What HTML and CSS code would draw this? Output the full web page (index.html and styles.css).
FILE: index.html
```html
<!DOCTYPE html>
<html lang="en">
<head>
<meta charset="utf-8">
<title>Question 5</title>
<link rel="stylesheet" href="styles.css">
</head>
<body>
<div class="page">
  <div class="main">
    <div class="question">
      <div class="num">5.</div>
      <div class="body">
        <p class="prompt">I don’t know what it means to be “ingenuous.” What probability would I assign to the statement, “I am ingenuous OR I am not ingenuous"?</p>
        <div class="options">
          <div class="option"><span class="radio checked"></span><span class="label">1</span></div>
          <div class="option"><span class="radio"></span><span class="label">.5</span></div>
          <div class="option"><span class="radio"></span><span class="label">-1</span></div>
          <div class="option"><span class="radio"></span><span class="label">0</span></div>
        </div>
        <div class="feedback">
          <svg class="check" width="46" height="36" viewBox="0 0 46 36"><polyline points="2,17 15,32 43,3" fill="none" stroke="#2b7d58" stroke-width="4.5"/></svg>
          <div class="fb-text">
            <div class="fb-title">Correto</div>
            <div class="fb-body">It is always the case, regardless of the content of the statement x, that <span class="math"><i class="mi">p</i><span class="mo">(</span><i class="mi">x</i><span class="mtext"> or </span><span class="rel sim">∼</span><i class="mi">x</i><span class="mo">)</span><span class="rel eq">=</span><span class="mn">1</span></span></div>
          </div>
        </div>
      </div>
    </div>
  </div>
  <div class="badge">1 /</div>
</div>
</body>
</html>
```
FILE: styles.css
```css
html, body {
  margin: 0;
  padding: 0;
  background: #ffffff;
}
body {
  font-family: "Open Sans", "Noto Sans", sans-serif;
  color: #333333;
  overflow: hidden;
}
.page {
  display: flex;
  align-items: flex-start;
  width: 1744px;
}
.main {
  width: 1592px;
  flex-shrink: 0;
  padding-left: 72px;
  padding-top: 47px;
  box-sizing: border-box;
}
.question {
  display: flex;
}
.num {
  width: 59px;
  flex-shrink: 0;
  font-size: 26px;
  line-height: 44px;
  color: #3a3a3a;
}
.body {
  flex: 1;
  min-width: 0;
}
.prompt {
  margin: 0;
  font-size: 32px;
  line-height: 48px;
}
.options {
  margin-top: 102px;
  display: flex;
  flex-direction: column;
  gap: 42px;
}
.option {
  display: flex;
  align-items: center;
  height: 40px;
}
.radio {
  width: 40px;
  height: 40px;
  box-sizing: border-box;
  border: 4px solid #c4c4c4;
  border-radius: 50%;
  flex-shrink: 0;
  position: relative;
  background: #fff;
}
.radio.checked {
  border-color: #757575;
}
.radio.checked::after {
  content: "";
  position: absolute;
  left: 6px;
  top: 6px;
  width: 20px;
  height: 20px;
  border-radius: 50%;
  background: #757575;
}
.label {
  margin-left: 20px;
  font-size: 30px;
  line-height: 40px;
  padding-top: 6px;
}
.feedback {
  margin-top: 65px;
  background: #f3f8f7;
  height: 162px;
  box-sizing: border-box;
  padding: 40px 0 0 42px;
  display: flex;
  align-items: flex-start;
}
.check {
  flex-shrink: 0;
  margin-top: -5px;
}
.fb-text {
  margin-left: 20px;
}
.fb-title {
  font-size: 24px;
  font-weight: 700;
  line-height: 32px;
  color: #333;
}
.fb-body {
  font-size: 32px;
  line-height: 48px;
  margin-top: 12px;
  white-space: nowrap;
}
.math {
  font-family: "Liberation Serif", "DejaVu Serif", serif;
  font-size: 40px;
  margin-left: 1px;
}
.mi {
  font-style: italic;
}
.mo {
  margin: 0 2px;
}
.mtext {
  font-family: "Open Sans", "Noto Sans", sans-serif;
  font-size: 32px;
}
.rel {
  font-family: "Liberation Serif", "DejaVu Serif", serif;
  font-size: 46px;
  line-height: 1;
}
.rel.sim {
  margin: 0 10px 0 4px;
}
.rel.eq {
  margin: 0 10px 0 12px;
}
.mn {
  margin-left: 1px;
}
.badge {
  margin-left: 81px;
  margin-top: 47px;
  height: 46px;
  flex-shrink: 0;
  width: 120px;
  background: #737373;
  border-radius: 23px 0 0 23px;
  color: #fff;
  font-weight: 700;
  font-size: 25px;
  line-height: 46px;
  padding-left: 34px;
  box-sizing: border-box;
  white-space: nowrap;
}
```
-*-*-
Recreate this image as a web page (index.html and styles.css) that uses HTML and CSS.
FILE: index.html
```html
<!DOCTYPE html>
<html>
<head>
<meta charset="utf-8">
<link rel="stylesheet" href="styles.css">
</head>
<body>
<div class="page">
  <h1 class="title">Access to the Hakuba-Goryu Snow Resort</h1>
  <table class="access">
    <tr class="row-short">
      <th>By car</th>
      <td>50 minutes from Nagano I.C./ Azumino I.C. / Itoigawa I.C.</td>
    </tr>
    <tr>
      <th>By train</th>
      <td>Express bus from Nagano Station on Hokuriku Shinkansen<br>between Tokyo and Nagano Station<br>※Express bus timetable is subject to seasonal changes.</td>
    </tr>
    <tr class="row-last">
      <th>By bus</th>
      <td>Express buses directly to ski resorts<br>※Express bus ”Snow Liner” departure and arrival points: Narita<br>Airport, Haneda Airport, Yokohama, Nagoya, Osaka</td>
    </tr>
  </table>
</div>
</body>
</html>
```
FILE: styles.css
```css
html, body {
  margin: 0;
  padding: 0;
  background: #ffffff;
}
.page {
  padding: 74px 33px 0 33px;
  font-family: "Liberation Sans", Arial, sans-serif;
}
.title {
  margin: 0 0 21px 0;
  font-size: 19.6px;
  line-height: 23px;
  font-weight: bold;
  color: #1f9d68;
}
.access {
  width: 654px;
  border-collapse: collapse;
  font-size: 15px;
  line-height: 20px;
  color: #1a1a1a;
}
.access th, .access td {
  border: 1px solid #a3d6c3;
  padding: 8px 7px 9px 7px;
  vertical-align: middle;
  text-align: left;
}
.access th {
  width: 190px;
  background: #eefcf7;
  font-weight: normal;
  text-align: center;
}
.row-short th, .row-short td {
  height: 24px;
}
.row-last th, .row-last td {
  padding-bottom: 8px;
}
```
-*-*-
### Goal
Above is a listing; report how many of its lines include the word "that", giving the number only.

### Completed exercise
2